> Material for this task

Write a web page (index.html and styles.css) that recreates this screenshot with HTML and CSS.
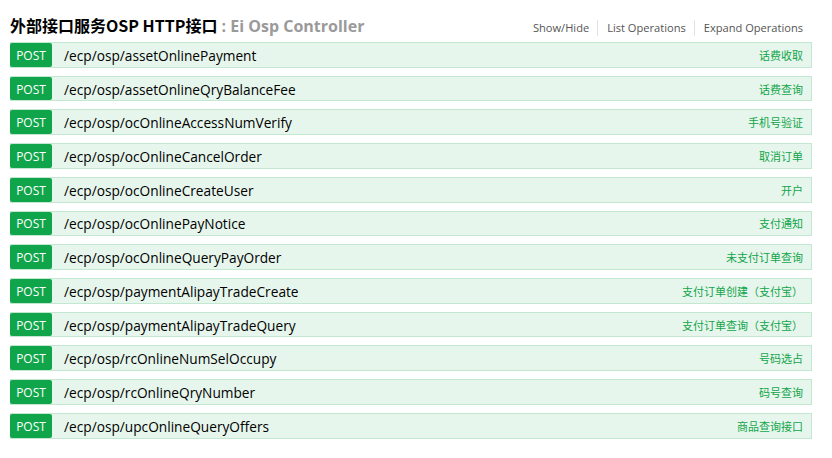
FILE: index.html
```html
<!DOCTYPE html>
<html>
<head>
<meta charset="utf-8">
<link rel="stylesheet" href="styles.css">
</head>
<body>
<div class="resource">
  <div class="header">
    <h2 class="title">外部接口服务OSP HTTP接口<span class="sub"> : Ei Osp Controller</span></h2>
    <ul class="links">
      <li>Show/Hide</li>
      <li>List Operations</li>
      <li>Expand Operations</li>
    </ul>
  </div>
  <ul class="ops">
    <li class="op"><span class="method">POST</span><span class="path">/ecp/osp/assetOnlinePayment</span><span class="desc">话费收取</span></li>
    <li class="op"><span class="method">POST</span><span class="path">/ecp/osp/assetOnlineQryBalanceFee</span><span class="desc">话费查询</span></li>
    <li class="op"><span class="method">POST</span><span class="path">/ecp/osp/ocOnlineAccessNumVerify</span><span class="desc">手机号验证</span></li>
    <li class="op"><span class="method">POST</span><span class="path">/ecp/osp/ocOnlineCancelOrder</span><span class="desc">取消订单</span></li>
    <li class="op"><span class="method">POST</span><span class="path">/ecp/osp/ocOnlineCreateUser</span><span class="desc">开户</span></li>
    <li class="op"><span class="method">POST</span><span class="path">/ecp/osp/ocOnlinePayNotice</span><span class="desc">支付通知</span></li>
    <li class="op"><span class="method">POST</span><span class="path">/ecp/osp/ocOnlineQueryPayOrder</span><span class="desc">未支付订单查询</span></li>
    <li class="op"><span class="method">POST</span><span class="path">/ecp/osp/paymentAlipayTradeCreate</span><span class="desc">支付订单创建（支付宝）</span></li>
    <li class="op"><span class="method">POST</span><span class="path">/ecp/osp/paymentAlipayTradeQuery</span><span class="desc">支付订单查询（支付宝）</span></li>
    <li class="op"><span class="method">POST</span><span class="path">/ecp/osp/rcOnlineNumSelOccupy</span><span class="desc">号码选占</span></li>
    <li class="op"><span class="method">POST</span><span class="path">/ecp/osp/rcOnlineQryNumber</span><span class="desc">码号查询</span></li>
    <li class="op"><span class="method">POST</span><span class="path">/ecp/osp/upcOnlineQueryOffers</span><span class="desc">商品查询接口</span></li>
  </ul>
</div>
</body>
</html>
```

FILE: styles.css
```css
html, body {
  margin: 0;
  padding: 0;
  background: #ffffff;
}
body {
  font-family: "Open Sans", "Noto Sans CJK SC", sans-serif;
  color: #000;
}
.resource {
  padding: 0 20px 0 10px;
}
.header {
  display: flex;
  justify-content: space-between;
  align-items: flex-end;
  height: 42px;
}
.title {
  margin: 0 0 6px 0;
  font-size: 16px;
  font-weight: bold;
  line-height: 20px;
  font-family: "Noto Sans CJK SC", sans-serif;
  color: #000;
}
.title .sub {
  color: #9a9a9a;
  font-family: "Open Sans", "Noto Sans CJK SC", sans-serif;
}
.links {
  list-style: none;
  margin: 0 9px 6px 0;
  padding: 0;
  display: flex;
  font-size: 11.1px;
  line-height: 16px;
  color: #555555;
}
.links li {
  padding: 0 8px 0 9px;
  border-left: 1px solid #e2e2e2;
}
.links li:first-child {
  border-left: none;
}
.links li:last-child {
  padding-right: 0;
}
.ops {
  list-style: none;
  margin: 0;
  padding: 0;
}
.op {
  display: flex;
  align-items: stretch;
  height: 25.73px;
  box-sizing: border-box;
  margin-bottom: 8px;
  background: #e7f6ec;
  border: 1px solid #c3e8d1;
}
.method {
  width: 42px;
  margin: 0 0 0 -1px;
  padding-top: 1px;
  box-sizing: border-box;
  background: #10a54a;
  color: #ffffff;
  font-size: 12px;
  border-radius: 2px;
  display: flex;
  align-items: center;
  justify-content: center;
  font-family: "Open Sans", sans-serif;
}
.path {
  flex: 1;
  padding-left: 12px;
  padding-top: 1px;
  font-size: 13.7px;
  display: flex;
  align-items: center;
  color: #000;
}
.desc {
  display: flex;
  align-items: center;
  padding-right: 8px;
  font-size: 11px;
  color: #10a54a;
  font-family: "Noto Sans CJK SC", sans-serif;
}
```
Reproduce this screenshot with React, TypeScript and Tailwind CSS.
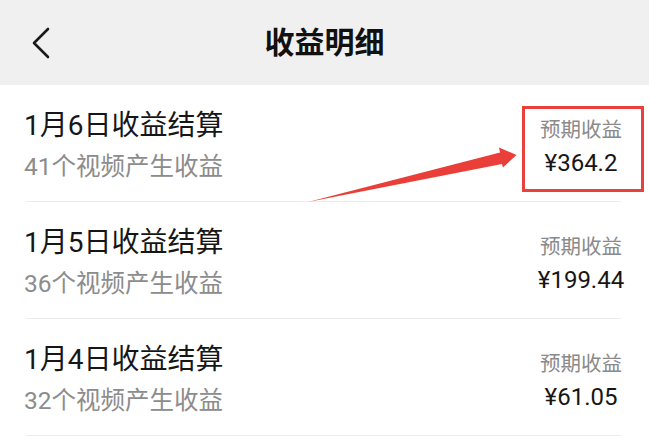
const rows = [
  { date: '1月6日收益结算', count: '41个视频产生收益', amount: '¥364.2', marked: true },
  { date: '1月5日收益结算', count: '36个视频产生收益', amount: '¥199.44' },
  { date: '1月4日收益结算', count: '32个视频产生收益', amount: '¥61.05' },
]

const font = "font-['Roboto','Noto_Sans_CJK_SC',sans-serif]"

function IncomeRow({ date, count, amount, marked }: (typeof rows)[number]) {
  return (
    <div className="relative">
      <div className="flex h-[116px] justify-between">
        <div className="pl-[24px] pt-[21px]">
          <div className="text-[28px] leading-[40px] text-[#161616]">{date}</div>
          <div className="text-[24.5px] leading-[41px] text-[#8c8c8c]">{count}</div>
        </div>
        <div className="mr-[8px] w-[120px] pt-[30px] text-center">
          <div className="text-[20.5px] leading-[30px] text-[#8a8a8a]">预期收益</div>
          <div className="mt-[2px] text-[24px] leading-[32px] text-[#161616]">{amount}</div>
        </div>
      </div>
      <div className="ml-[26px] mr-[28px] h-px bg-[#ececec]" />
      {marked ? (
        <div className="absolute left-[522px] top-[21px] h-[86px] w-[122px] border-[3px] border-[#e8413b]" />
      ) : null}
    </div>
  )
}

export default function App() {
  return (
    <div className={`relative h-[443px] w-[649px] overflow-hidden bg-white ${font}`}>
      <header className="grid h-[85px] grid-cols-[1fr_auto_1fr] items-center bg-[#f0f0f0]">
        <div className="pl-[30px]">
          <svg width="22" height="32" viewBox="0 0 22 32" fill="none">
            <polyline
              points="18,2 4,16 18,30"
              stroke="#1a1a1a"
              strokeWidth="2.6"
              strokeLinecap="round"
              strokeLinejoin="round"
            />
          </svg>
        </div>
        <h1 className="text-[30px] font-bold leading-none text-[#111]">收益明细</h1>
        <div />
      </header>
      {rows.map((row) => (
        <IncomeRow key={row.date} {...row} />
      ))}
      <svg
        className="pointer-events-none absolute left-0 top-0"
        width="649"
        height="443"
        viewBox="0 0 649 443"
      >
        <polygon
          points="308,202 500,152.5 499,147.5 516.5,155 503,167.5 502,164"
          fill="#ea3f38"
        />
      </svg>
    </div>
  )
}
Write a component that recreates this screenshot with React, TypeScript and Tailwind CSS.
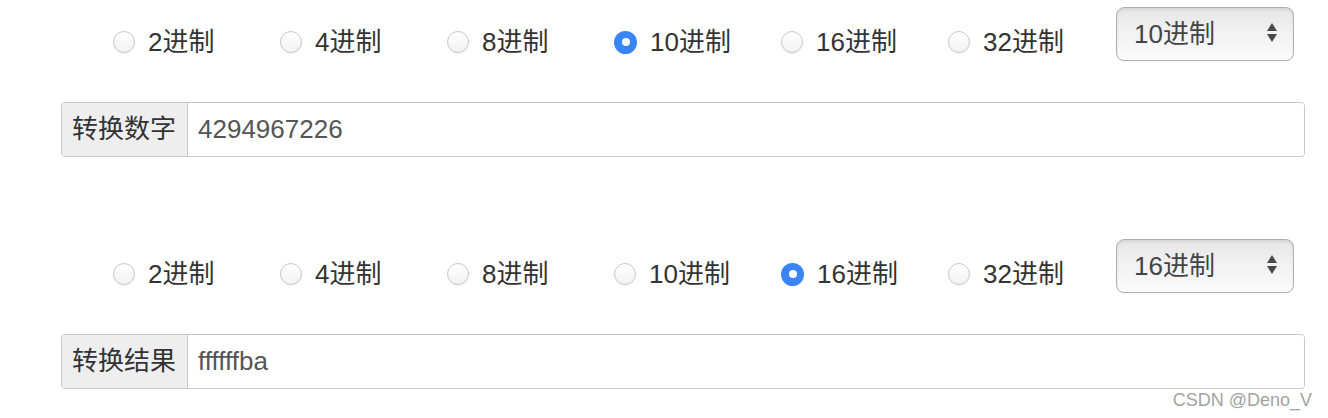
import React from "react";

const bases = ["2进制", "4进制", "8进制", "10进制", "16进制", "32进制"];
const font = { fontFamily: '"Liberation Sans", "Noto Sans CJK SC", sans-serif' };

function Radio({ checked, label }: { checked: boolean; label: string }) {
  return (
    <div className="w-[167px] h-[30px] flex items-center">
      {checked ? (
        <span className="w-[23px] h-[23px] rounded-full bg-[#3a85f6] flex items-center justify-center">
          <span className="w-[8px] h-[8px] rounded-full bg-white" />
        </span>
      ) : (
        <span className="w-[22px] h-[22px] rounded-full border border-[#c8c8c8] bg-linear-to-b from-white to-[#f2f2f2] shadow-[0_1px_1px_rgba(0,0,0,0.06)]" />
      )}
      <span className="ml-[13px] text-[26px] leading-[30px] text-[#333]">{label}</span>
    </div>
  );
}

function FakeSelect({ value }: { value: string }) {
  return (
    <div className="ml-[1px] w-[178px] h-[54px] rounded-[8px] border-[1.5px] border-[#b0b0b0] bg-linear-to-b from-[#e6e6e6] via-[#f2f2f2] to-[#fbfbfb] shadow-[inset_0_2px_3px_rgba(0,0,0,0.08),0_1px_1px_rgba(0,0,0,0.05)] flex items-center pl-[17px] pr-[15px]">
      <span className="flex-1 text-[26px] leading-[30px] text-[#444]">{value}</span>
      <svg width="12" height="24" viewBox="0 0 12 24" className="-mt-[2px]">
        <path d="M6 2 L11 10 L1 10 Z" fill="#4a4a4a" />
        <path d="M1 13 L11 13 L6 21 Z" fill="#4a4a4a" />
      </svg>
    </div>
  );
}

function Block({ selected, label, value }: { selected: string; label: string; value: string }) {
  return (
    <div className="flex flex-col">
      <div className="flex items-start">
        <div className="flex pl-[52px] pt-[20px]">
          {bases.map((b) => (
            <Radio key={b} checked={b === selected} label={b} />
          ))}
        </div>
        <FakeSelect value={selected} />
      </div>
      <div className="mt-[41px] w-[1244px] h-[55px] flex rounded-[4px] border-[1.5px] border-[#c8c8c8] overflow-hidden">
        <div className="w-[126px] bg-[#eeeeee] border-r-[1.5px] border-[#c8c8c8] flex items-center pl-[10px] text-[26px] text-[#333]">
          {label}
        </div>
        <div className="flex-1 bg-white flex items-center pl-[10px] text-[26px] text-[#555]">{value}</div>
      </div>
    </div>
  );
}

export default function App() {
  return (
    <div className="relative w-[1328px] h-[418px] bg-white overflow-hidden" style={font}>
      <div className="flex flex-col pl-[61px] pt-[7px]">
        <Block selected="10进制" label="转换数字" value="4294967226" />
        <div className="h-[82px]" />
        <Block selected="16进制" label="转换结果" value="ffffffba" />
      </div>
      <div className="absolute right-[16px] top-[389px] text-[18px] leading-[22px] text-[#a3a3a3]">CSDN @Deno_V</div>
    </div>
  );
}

> The task
Select the lines that carry the string "recreates" and copy them.

> Task answer
Write a web page (index.html and styles.css) that recreates this screenshot with HTML and CSS.
Write a component that recreates this screenshot with React, TypeScript and Tailwind CSS.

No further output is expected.